Radnor residents were surprised and outraged at the sudden opening of a store on Lancaster Avenue in Wayne that sells CBD and kratom, two substances that have surged in popularity in the last decade.

Many citizens came to the Board of Commissioners meeting Feb. 14 and said they strongly oppose the store, which is a few blocks from St. Katharine of Siena School and Radnor Middle School. However, township solicitor John Rice said the store opened without first obtaining the proper permits and has been shut down–for now.

One woman read a letter signed by 88 people, including business owners, in opposition to the store. The Mayo Clinic website warns Kratom is unsafe, she said.

“Having this store in our community normalizes drug use,” she said. Kids had immediately noticed the signs and taken selfies with the large marijuana leaf to post to their Instagram pages. She asked the BOC to make sure the store stays closed.

Clark Engle agreed and asked why the BOC had not proactively written ordinances to ban that sort of business. He noted officials had previously discussed a marijuana dispensary and a clean needle exchange, so they should have known the dangers of permitting undesirable business entities to take root in the township.

“I don’t want this in my backyard or anywhere on the face of the earth,” he said. “These utopian ideas don’t work. Just take a look at San Francisco.”

The business, St. Louis-based CBD Kratom, is expanding its reach with new locations in the Philadelphia area.

“In October 2021, we signed a lease for the former Starbucks facility after doing due diligence with Delaware County and Wayne Business Overlay District (WBOD),” said Dafna Revah, company vice president, told the Delaware Valley Journal. “Unfortunately, Radnor Township requirements were not identified by our team. I strive to live by our core values, which include responsibility, and which is why I take full ownership of this oversight. As always, we strive to be part of the communities we serve, which is one of the reasons we chose this facility in South Wayne. It was utilized as a previous training facility for Starbucks and the space provides us with a golden opportunity to have a permanent educational space for both us and our community.”

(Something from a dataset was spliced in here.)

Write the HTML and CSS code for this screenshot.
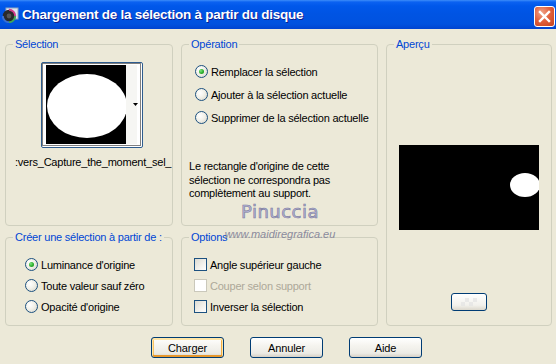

Kratom, a substance which many of its critics and even proponents liken to ‘legal heroin,’ has been met with controversy in many states. Some states, like Alaska, Arizona, and California offer only limited access to the compound.

Other states, like Alabama, Arkansas, and Indiana have gone as far as banning it entirely. In Pennsylvania, as in many other states, it remains a legal substance that can be easily found in most tobacco stores and head shops. Even gas stations are known to carry the substance. Kratom is a tree in the same family as coffee and can be found in both Southeast Asia and Africa. Its leaves exhibit psychoactive properties that can be compared to either stimulants or opioids depending on the dose consumed.

According to health.harvard.edu, “Kratom can be addictive due to its opiate-like qualities, and a small minority of users end up requiring addiction treatment. The CDC claims that between 2016 and 2017, there were 91 deaths due to kratom, but this claim should be greeted with skepticism, as all but seven of these casualties had other drugs in their system at the time of death, making it impossible to uniquely implicate kratom.”

Proponents of kratom argue the drug is a safer alternative to many opioid pharmaceuticals often used to treat heroin withdrawal symptoms. Skeptics are not convinced, pointing to dire consequences for some who ingest the substance.

“Caleb Sturgis, 25, of West Chester, died on June 27 after he drank tea made with kratom, according to the lawsuit against SoCal Herbal Remedies the Inquirer reported in 2019.” Sturgis then proceeded to crash his car on the Pennsylvania Turnpike in Chester County, but the coroner ruled his death was from ‘acute mitragynine intoxication,’ the active ingredient in kratom.”

In an email to constituents, First Ward Commissioner Jack Larkin said, “It’s my understanding that CBD Kratom did not apply for permits from the township to begin operations. I’m told it has no certificate of occupancy, no plumbing and electrical permits, no business license, and maybe a half-dozen other defects in its permitting.”

While the store is purporting to be a dispensary, Larkin pointed out that, “CBD Kratom doesn’t seem to actually sell medical marijuana or hold a permit to do so, so it may be using the term in its colloquial sense, or in order to create confusion as to what exactly it sells.”

CBD, or cannabidiol, is a non-psychoactive ingredient of marijuana often used to treat epilepsy and a wide variety of other ailments.

”It’s closed. They were told they could not open without permits. They need permits,” said Rice.